Children's Place, the largest children's apparel retailer in the US, may partner Arvind for an India entry next year. The $2-
billion retail chain's discussions with Sanjay Lalbhai spearheaded Arvind are fairly advanced as the brand looks to expand
outside its core North American markets, people familiar with the matter said. Both companies would soon decide
whether the partnership will involve an equity joint venture or a licensing and distribution deal, sources familiar with the
matter told media.
Arvind Brands, a subsidiary of the Mumbai-listed Arvind, has been adding international fashion names to its portfolio —
the most recent being Debenhams, Nautica and Next. It is close to announcing a joint venture with Japanese retail major
Uniqlo early next year and has held exploratory talks with US mega apparel retailer Gap.
Swedish fast fashion retailer Hennes & Mauritz and Uniqlo are the two most anticipated brands slated to enter the
country over the next year or two after the Indian government liberalized foreign investment rules for single-brand
retailers, opening it up 100 per cent. The Nasdaq-listed Children's Place has more than 1,100 stores globally and will
compete with a string of domestic players in India, including Gini & Jony, Catmoss and Lilliput as well as the likes of
Benetton Kids, Tommy Hilfiger Kids, Zara Kids and Mothercare.
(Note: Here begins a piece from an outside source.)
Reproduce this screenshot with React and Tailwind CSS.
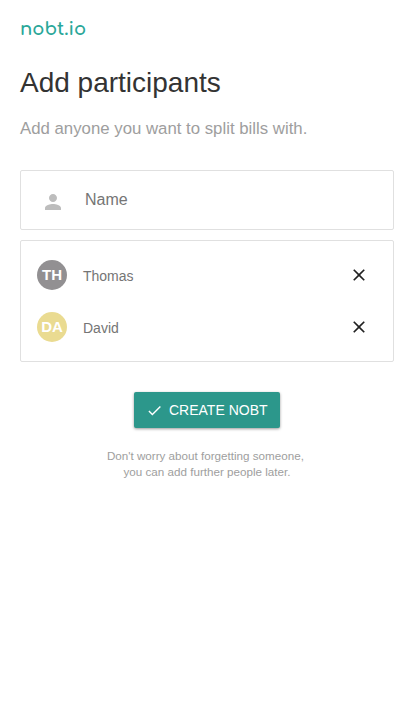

An email sent to Children's Place remained unanswered till going to press on Monday while J Suresh, CEO, Arvind Brands,
declined to offer any comments on the story. Arvind is present in the fast-growing kidswear category through its private
label Cherokee Junior as well as Elle Kids. It also plans to launch Nautica Kids going forward.
The Indian domestic apparel market is dominated by menswear which contributes as much as 43 per cent to the overall
sales. However, kidswear is growing faster than the men's segment, estimates by retail consultancy firm Technopak said.
The kidswear market in India stands at about Rs 37,000 crore and is projected to grow at 10 per cent annually. Many of
the international brands have diversified their lines into children's wear to tap into this growing demand.